Show all lines holding the string "styles".

========================

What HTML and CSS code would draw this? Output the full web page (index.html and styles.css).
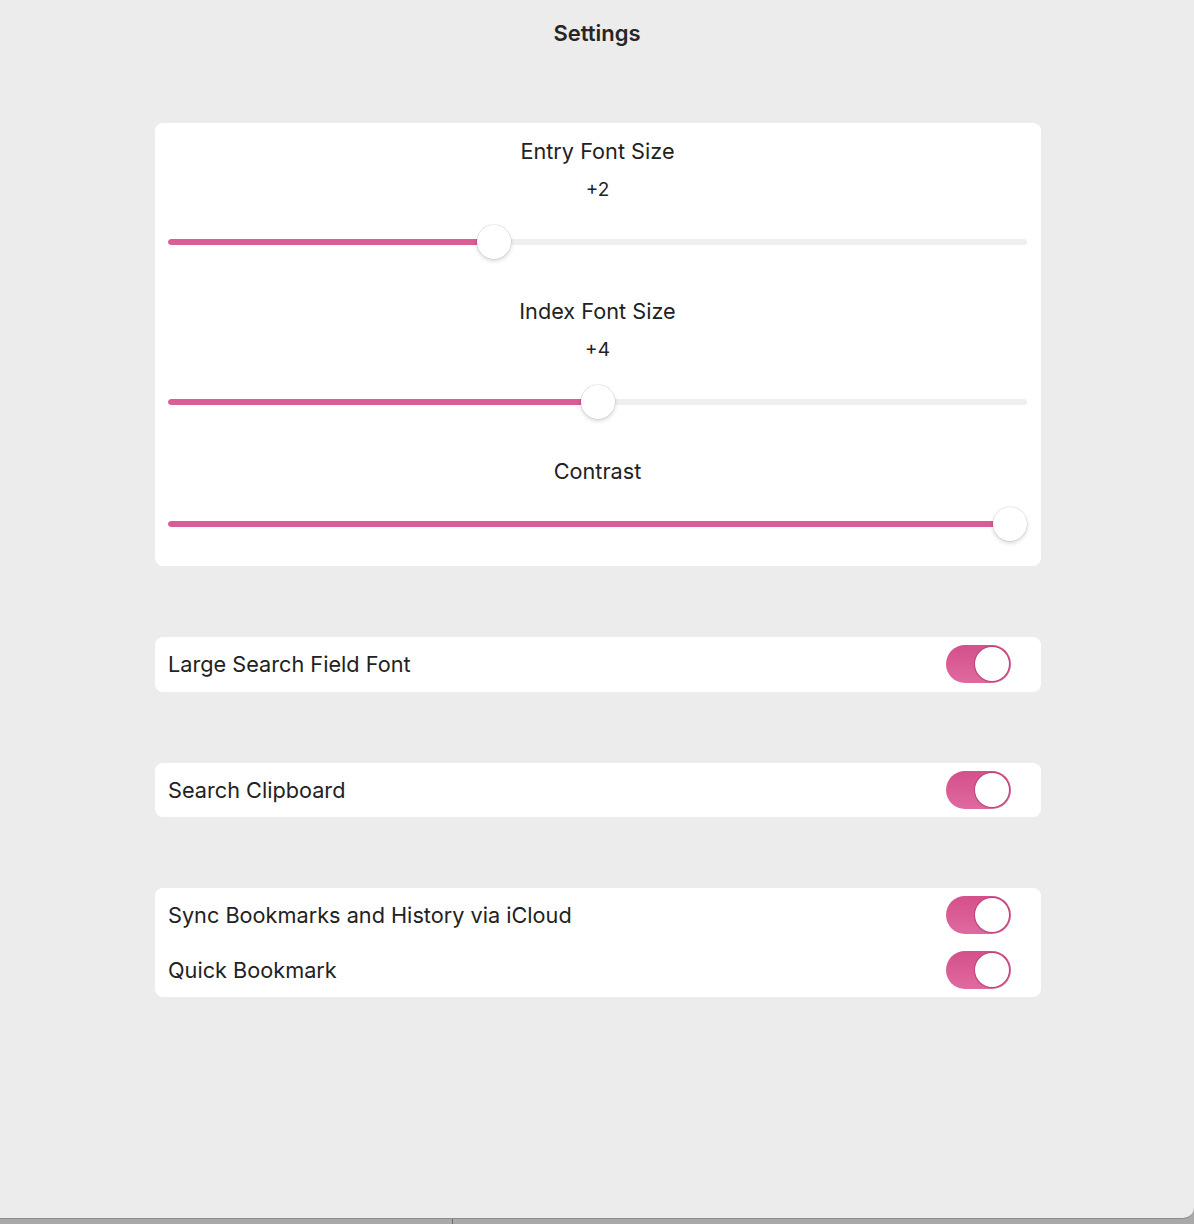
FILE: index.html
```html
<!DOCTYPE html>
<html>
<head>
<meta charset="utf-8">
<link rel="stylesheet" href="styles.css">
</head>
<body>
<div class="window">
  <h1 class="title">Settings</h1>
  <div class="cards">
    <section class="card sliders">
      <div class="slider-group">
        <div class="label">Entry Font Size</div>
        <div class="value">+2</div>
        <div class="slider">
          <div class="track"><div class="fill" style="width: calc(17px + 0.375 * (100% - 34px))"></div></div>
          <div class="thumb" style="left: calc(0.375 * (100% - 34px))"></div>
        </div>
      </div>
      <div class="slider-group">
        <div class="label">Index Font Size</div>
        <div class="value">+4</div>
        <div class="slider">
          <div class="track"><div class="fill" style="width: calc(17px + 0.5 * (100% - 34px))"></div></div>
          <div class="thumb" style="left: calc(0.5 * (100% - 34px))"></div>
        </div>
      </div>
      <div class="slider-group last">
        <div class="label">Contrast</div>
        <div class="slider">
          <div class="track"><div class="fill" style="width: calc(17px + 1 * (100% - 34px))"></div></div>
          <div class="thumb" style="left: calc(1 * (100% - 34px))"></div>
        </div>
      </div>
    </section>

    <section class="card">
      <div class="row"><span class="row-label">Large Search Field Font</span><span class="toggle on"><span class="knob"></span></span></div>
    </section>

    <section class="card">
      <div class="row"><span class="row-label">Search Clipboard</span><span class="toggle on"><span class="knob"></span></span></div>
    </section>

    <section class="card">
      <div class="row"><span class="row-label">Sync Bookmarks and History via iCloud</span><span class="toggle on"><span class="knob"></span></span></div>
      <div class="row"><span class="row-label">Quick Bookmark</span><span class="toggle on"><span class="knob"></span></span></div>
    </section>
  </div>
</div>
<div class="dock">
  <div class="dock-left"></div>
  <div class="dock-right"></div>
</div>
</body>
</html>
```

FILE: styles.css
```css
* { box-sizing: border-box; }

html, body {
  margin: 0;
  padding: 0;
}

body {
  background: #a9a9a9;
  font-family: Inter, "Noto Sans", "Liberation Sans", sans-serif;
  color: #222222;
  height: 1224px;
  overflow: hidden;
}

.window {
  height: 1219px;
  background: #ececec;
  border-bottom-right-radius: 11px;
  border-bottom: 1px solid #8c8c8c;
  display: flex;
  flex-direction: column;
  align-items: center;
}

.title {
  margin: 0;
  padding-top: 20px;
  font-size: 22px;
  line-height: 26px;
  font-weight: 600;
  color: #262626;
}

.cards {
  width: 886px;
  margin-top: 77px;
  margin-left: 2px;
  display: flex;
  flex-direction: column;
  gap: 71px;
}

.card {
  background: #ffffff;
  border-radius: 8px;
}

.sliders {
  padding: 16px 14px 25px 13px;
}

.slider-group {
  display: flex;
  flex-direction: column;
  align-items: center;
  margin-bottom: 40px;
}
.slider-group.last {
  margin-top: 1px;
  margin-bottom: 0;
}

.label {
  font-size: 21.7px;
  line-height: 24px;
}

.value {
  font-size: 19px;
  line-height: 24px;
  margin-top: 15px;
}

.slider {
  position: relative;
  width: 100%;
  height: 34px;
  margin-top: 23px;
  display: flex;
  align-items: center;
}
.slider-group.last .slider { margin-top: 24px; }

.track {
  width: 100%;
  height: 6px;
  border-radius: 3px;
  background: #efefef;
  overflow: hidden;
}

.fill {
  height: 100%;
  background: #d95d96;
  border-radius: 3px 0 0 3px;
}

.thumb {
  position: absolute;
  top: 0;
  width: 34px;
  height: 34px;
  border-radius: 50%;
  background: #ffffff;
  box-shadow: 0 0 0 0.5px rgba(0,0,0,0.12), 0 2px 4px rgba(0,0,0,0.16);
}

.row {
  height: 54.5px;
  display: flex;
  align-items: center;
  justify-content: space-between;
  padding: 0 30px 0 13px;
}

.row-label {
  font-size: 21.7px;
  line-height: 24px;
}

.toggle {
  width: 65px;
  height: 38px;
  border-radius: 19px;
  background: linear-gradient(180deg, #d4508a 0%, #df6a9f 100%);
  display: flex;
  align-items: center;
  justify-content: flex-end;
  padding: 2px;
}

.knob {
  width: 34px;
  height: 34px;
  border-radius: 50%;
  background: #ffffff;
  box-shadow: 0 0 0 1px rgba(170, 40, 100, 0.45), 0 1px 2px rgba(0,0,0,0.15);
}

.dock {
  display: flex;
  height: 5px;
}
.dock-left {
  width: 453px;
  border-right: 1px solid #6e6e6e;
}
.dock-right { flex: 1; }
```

========================

*Solution to the problem*
What HTML and CSS code would draw this? Output the full web page (index.html and styles.css).
<link rel="stylesheet" href="styles.css">
FILE: styles.css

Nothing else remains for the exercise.